The responsibility, then, is twofold. On one hand, journalists must remain committed to transparency, holding power accountable and ensuring that the public has access to information of genuine importance. On the other, they must safeguard the individuals and communities who make that transparency possible, recognizing that reckless exposure can cause irreparable harm. By combining careful editorial judgment with the right technical tools, newsrooms can strike the delicate balance between shining a light on critical issues and shielding those who would otherwise be put at risk.
Protecting sensitive data isn’t merely about avoiding lawsuits, criticism, or reputational damage. It is about upholding the very principles that give journalism its legitimacy: truth, responsibility, and public service. Ethical reporting requires as much attention to what should remain concealed as it does to what must be revealed.

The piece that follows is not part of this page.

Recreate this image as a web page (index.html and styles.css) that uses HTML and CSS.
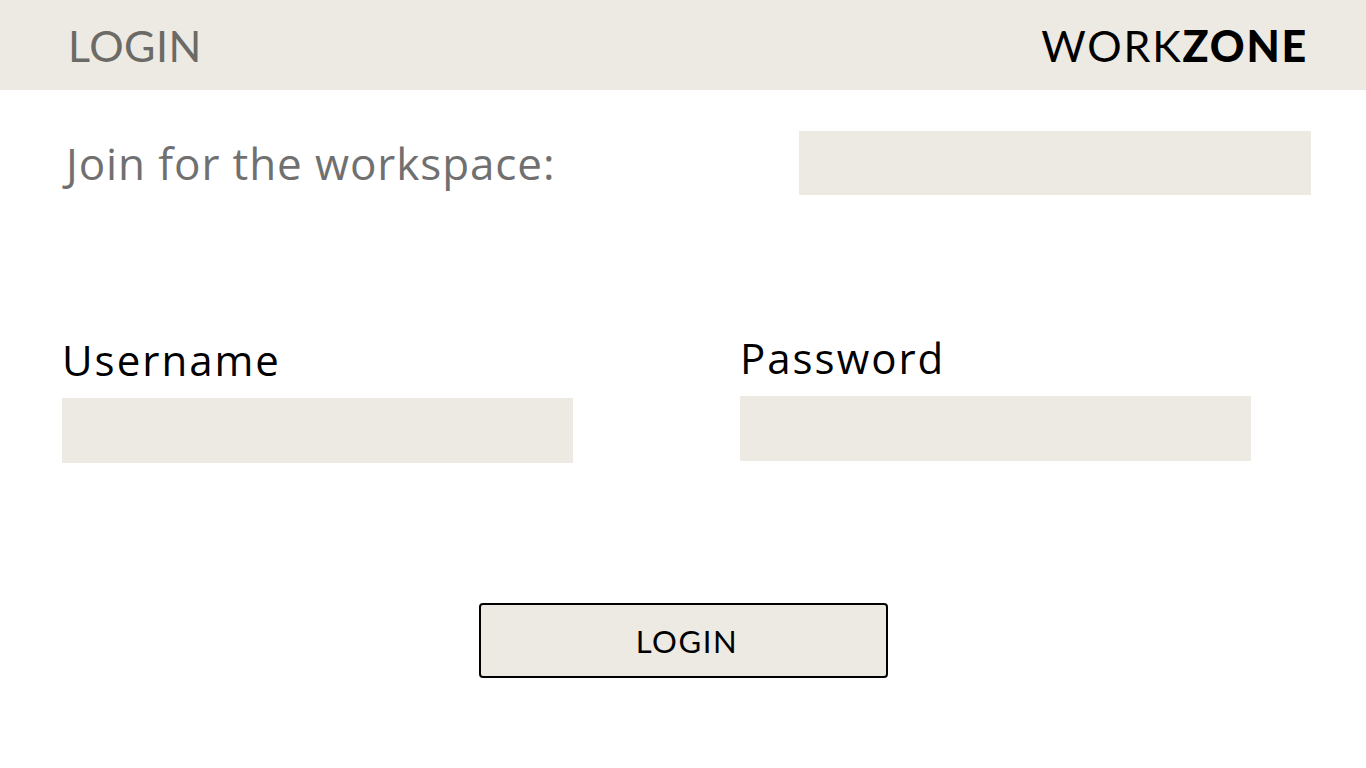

In practice, this means embracing both a culture of accountability within newsrooms and a commitment to continual learning about digital security, redaction methods, and evolving risks.
In a world where information can be duplicated, leaked, and circulated in seconds, those principles have never been more vital. Technology may have made journalism faster and more far-reaching, but it has also heightened the stakes. The journalists who succeed will be those who adapt not just to the speed of information but to the responsibility that comes with handling it. Protecting sensitive data is, ultimately, not a limitation on journalism—it is its safeguard. It ensures that stories continue to serve the public good without compromising the very people who make them possible.